In practical terms, the controller must demonstrate unequivocally that the access request was not made to become aware of, or verify the lawfulness of, the data processing, but solely to create a ground for compensation (para. 41). In making that assessment, the court should look at all circumstances of the case: did the data subject provide their data voluntarily and without any obligation? What was the purpose of doing so? How much time elapsed between the data submission and the access request? And how did the data subject behave throughout (para. 42)? 

On the scope of compensation under Article 82 GDPR (questions 5-6)

The second issue concerned a broader question: does Article 82(1) GDPR – which grants compensation for "damage resulting from an infringement" of the GDPR – cover situations where the damage stems not from the processing of personal data as such, but from a controller's wrongful refusal to respond to an access request?

The Court answered in the affirmative. It reasoned that many of the rights enshrined in Chapter III of the GDPR – including the right of access, rectification, erasure, restriction, and portability – by their very nature produce infringements through refusals to act, rather than through any particular act of processing (para. 51). If compensation under Article 82 were limited exclusively to damage caused by unlawful processing, the rights of data subjects laid down in Chapter III would be significantly weakened and the effectiveness of the provision undermined (para. 53). In other words, the Court opted for a broad interpretation of Article 82(1), consistent with its literal wording, which covers damage resulting from any "infringement of this Regulation" not merely from unlawful data processing as such.

On causation – and the data subject's own conduct (question 8)

The third and most practically significant finding concerns the causal link. Even where a GDPR infringement is established and damage is claimed, compensation is only available if the data subject demonstrates actual harm and a causal link between that harm and the infringement. That link is a condicio sine qua non of any claim under Article 82(1) (para. 66).

Critically, the Court held that the causal link may be broken by the data subject's own conduct – provided that conduct proves to be the determining cause of the damage (para. 65). Where a person has voluntarily provided their data to a controller with the specific aim of artificially creating the conditions for a compensation claim, the resulting loss of control over data or uncertainty as to their processing cannot be attributed to the controller. The data subject cannot then claim compensation for harm that was, in substance, the result of their own deliberate decision (para. 66).


Final remarks

The Brillen Rottler case is not a revolution. The Court builds on what it has already established in Österreichische Datenschutzbehörde (C-416/23), FT (C-307/22), and Österreichische Post (C-300/21), but takes it one step further. What is new is the clarity – a first access request can be abusive, the causal link in compensation claims can be broken by the data subject's own conduct, and Article 82(1) GDPR covers more than just unlawful processing. The CoJ tries to be fair to both sides – the data subjects and data controllers. 
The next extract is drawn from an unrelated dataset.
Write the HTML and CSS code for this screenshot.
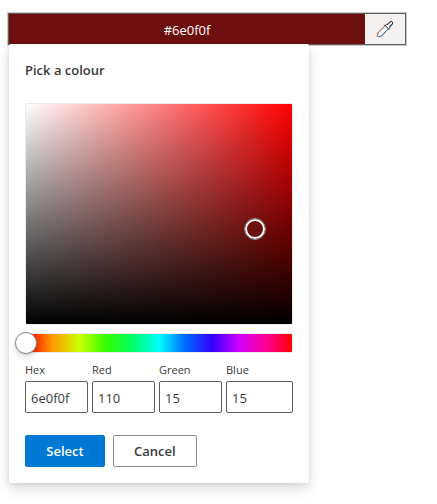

It also comes at an interesting moment. In November 2025, the Commission published the Digital Omnibus proposal (COM(2025) 837 final), which among other things touches on the GDPR's right of access. Recital 35 of that proposal states that "the right of access, which is from the outset favourable to data subjects, should not be abused in the sense that the data subjects abuse them for purposes other than the protection of their data", and gives as an example a situation where "the data subject intends to cause the controller to refuse an access request, in order to subsequently demand the payment of compensation, potentially under the threat of bringing a claim for damages". The reformulated Article 14(5) of the GDPR (see Art. 4(4) of the proposal) would allow controllers to refuse requests that are "manifestly unfounded or excessive, in particular because of their repetitive character" - while keeping the burden of proof on the controller. The Court's reasoning and the Commission's proposal clearly point in the same direction. Whether the final legislation will look anything like the current draft is, of course, another question.